On the 21st of September, the New York Times published a story suggesting that Deputy Attorney General Rod Rosenstein had seriously proposed wearing a wire in meetings with the President. Criticism of the story was so swift and severe that by the end of the day, Matthew Rosenberg (he covers intelligence and national security for the Times) said: “Enough already:
broke an important story that advances our understanding of a crucial
moment. It’s no plot by pro-Trump forces. It’s good reporting.”
Actually, it’s hard to imagine how the story ever got off the ground when:
Rosenstein disputed this account.
“The New York Times’s story is inaccurate and factually incorrect,” he said in a statement.
Now, when someone denies a story in which they are accused of taking an action, it hardly means they're innocent. But it does mean that the story needs to be backed up with serious evidence. If the news source doesn't have that stronger evidence, the story needs to stay in the reporter's desk drawer or computer to await the day when better evidence is available.
But the story was based on second-hand, hearsay sources. When the story says of their sources:“The people were briefed either on the events themselves or on memos written by F.B.I. officials...” then that means that nobody who was quoted was actually in the room when Rosenstein said what he allegedly said. That means that Rosenstein's word trumps anything the paper's sources said.
Also, it’s not as though a story about hate and discontent and chaos in the early days of the Trump Administration is “news” in any meaningful sense of the word . People generally knew that. No, nothing was “advanced.”
Good reporting? Hardly. This fails Journalism 101.
Was the story consequential? Unfortunately, yes it was. The President immediately accused Rosenstein of having been “hired” by the Attorney General Jeff Sessions.
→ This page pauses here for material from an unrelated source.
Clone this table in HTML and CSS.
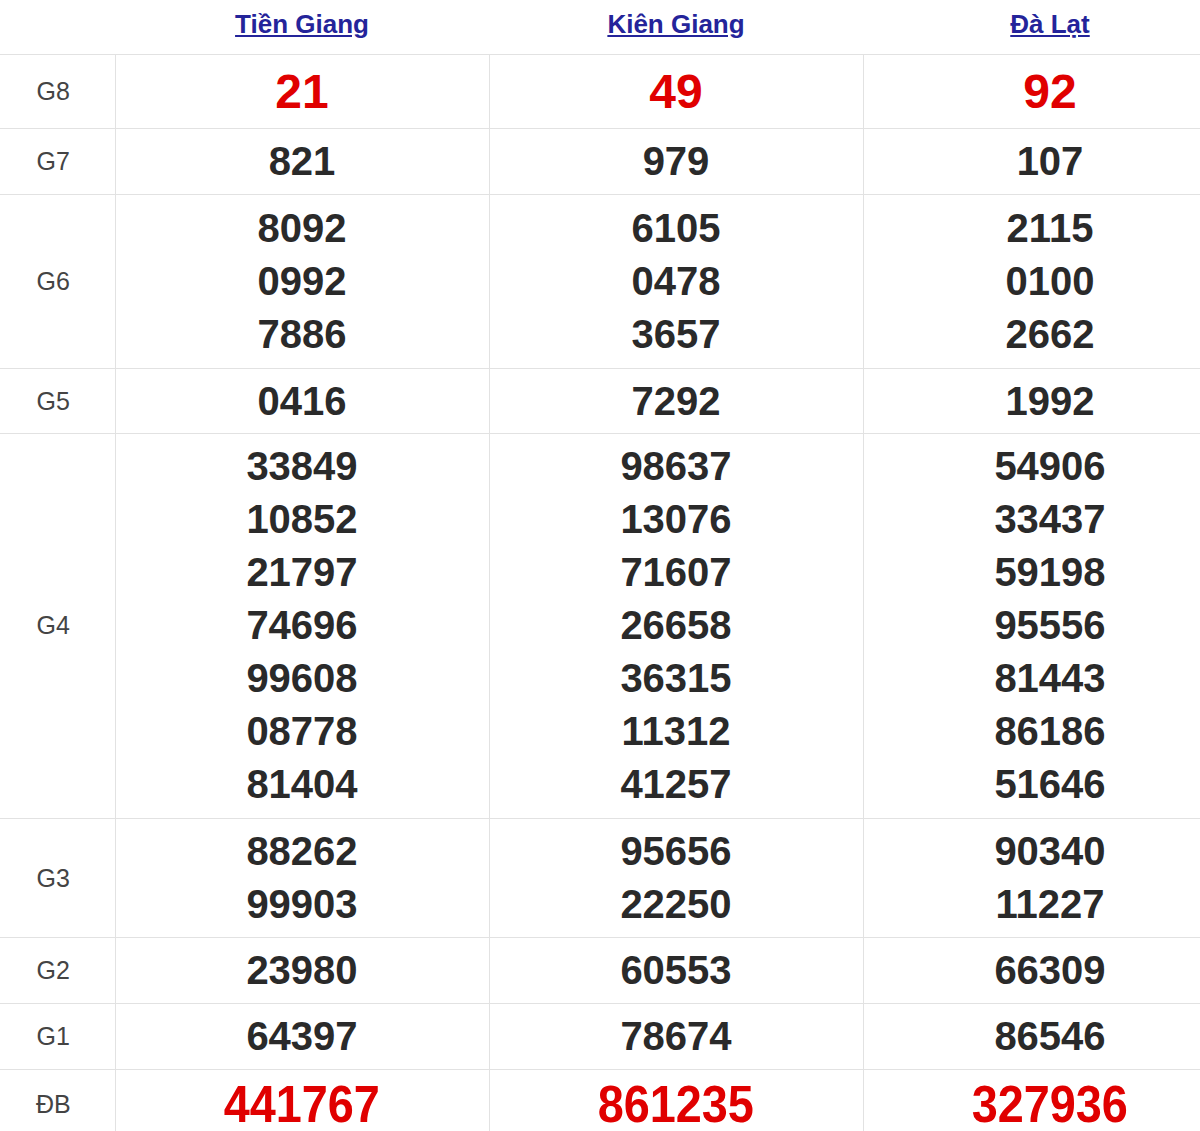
FILE: index.html
```html
<!DOCTYPE html>
<html lang="vi">
<head>
<meta charset="utf-8">
<title>Kết quả xổ số</title>
<link rel="stylesheet" href="styles.css">
</head>
<body>
<table class="kq">
  <colgroup>
    <col class="c-label">
    <col class="c-prov">
    <col class="c-prov">
    <col class="c-prov">
  </colgroup>
  <thead>
    <tr>
      <th class="h-blank"></th>
      <th><a href="#">Tiền Giang</a></th>
      <th><a href="#">Kiên Giang</a></th>
      <th><a href="#">Đà Lạt</a></th>
    </tr>
  </thead>
  <tbody>
    <tr class="r-g8">
      <td class="lbl">G8</td>
      <td><div class="n red big">21</div></td>
      <td><div class="n red big">49</div></td>
      <td><div class="n red big">92</div></td>
    </tr>
    <tr>
      <td class="lbl">G7</td>
      <td><div class="n">821</div></td>
      <td><div class="n">979</div></td>
      <td><div class="n">107</div></td>
    </tr>
    <tr class="r-g6">
      <td class="lbl">G6</td>
      <td><div class="n">8092</div><div class="n">0992</div><div class="n">7886</div></td>
      <td><div class="n">6105</div><div class="n">0478</div><div class="n">3657</div></td>
      <td><div class="n">2115</div><div class="n">0100</div><div class="n">2662</div></td>
    </tr>
    <tr class="r-g5">
      <td class="lbl">G5</td>
      <td><div class="n">0416</div></td>
      <td><div class="n">7292</div></td>
      <td><div class="n">1992</div></td>
    </tr>
    <tr class="r-g4">
      <td class="lbl">G4</td>
      <td><div class="n">33849</div><div class="n">10852</div><div class="n">21797</div><div class="n">74696</div><div class="n">99608</div><div class="n">08778</div><div class="n">81404</div></td>
      <td><div class="n">98637</div><div class="n">13076</div><div class="n">71607</div><div class="n">26658</div><div class="n">36315</div><div class="n">11312</div><div class="n">41257</div></td>
      <td><div class="n">54906</div><div class="n">33437</div><div class="n">59198</div><div class="n">95556</div><div class="n">81443</div><div class="n">86186</div><div class="n">51646</div></td>
    </tr>
    <tr>
      <td class="lbl">G3</td>
      <td><div class="n">88262</div><div class="n">99903</div></td>
      <td><div class="n">95656</div><div class="n">22250</div></td>
      <td><div class="n">90340</div><div class="n">11227</div></td>
    </tr>
    <tr>
      <td class="lbl">G2</td>
      <td><div class="n">23980</div></td>
      <td><div class="n">60553</div></td>
      <td><div class="n">66309</div></td>
    </tr>
    <tr>
      <td class="lbl">G1</td>
      <td><div class="n">64397</div></td>
      <td><div class="n">78674</div></td>
      <td><div class="n">86546</div></td>
    </tr>
    <tr class="r-db">
      <td class="lbl">ĐB</td>
      <td><div class="n red db"><span>441767</span></div></td>
      <td><div class="n red db"><span>861235</span></div></td>
      <td><div class="n red db"><span>327936</span></div></td>
    </tr>
  </tbody>
</table>
</body>
</html>
```

FILE: styles.css
```css
html, body {
  margin: 0;
  padding: 0;
  overflow: hidden;
  background: #fff;
}

body {
  font-family: "Liberation Sans", Arial, sans-serif;
  color: #222;
}

.kq {
  border-collapse: collapse;
  table-layout: fixed;
  width: 1237px;
}

.c-label { width: 115px; }
.c-prov { width: 374px; }

.kq th {
  padding: 9px 0 15px;
  line-height: 30px;
  font-size: 26px;
  font-weight: bold;
  text-align: center;
  border-bottom: 1px solid #e2e2e2;
}

.kq th a {
  color: #24249a;
  text-decoration: underline;
}

.kq td {
  border: 1px solid #e2e2e2;
  border-top: none;
  padding: 6px 0;
  text-align: center;
  vertical-align: middle;
}

.kq .r-g6 td {
  padding: 7px 0;
}

.kq .r-g5 td {
  padding: 6px 0 5px;
}

.kq .r-g4 td {
  padding: 6px 0 7px;
}

.kq tr td:first-child { border-left: none; }

.kq td.lbl {
  font-size: 25px;
  color: #444;
  padding-right: 8px;
}

.n {
  font-size: 40px;
  font-weight: bold;
  line-height: 53px;
  color: #2a2a2a;
}

.n.red { color: #e00000; }

.n.big {
  font-size: 48px;
  line-height: 61px;
}

.n.db {
  font-size: 52px;
  line-height: 56px;
}

.n.db span {
  display: inline-block;
  transform: scaleX(0.9);
}
```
ThinkProgress reports that:
The news story has Washington on edge, amid fears that the report may push the mercurial president to fire Rosenstein — an action he has long been rumored to be considering. Such a move would have knock on effects on the ongoing Justice Department probe into Russian meddling in the 2016 election, an investigation being led by former FBI chief Robert Mueller.
And Sean Hannity of Fox News said that Rosenstein was "leading a silent coup against Trump."
Liberals and conservatives evaluate news differently. A conservative commenting in my local paper dismissed a piece of evidence I produced because it came from a magazine called “Mother Jones.” Obviously, he thought, nothing serious could come out of a news source with such a silly name.
Liberals have little use for knowing where a news item came from. It’s not completely irrelevant, but it’s not among the top five pieces of evidence we need to evaluate a story. In addition to whether a story follows the rules of just plain good journalism as we saw in the story I just cited, then if it's accurate, it will be re-published by several different sources as each of those sources will be expected to do their due diligence to verify the story. Also, if the story is accurate, the other sources are likely to add other details to it.
If a story is crap, it won't go anywhere. The host of Infowars, Alex Jones, came up with the bizarre notion of humanoids, who are “like 80 percent gorilla and 80 percent pig and they're talking." Never heard of this story? Exactly. If the story had any credibility, it would have been re-published by other sources. As it was, it didn't survive getting outside the “hothouse” of Infowars.